The head coach, on the other hand, claps along but doesn’t sing. 

The season was more of a rollercoaster than the band expected. After Texas A&M stunned Alabama and stormed Kyle Field, the band had a late-night flight home. Schumacher is a second-generation member of the band. His dad was in tears after the loss. Studer is from Texas with a family of A&M fans who let her hear it. It was the quietest flight of the last few years, only rivaled by the one after Clemson’s championship game rout in 2019.

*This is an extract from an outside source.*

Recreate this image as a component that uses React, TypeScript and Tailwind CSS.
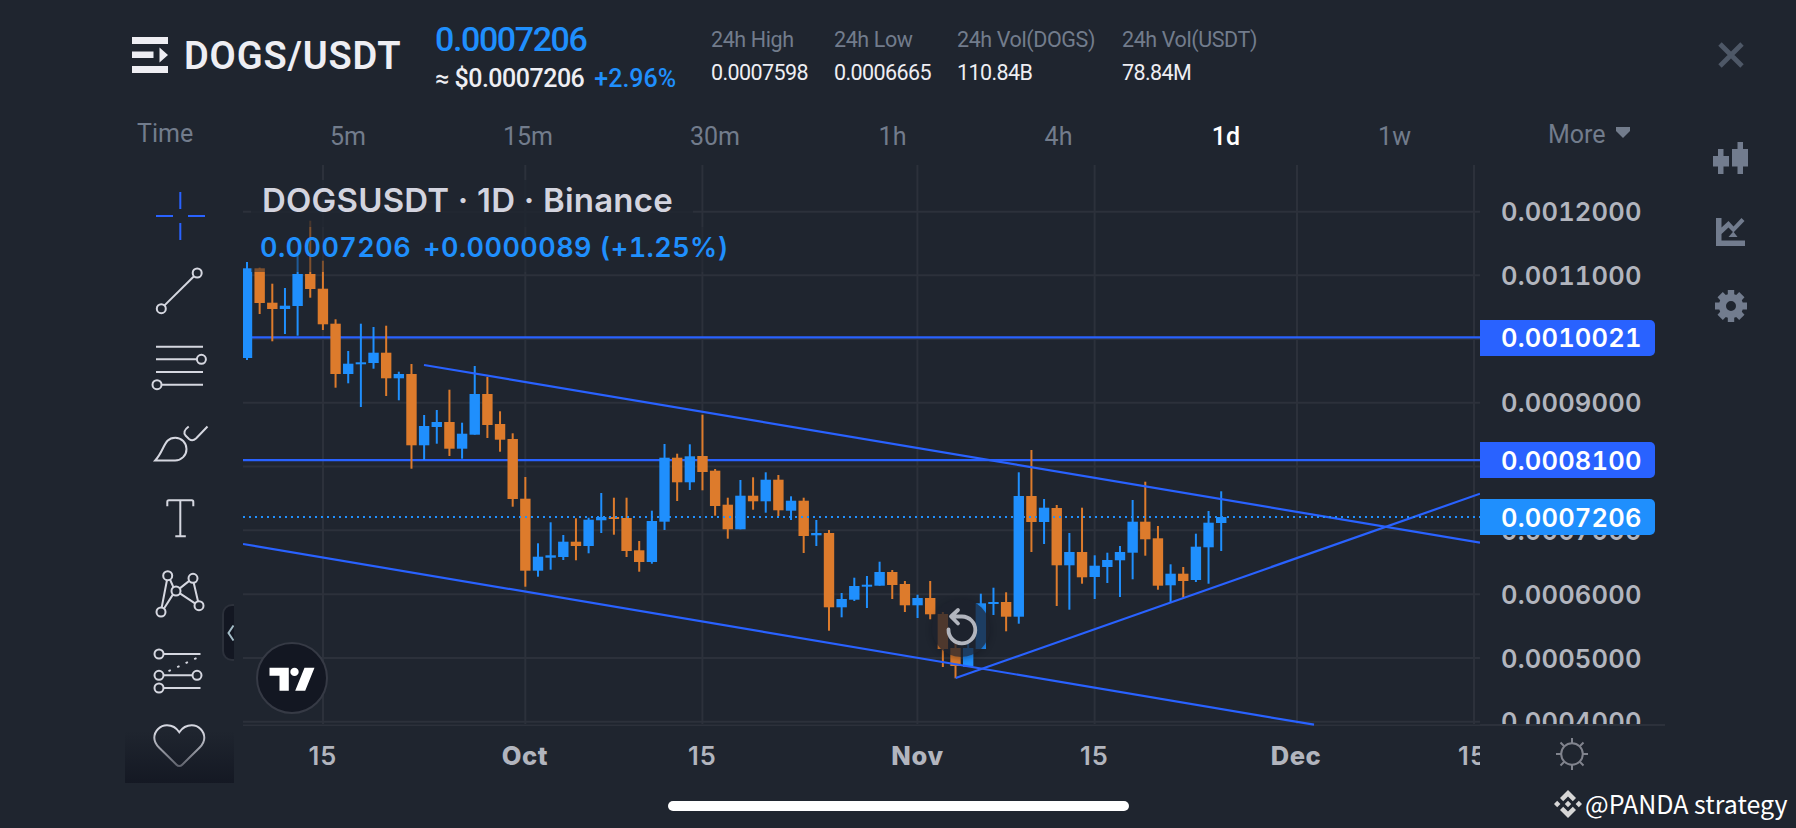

Then the Iron Bowl became a favorite memory for the seniors, who had never experienced a win at Auburn’s Jordan-Hare Stadium — a venue where Alabama natives such as Crumpton and Schumacher are “looking into the eyes of people we went to high school with,” Schumacher said.

The band was in low spirits while Alabama trailed 10-3 in the fourth quarter. Students weren’t used to their team playing from behind, and even as the game stretched four overtimes, they complained of tired lips. After so much winning over the years, it was a chance for the drum majors to flex their leadership muscles.

"It's nerve-racking for us, too," Studer said. "It was really a surprise. I thought we were going to lose. Everyone thought we were going to lose."

Alabama found a way, sparing the drum majors of watching a third straight Jordan-Hare uproar. Alabama found a way to Indianapolis.

“They always exceed expectations,” Schumacher said. “But pretty much every time we’ve lost, fans storm the field. We’ve gotten used to it. You can’t hurt me anymore.”

Only Georgia can do that now. The championship game is a bittersweet finale for Million Dollar Band seniors, who become some of Alabama football's most loyal fans. Schumacher is one of the last students still around to have witnessed the “Tua game” in 2017.

“Greatest day of my life,” he calls it.

He’ll be at the conductor’s stand for the fourth quarter Monday, hoping the ending will be just as sweet as the beginning.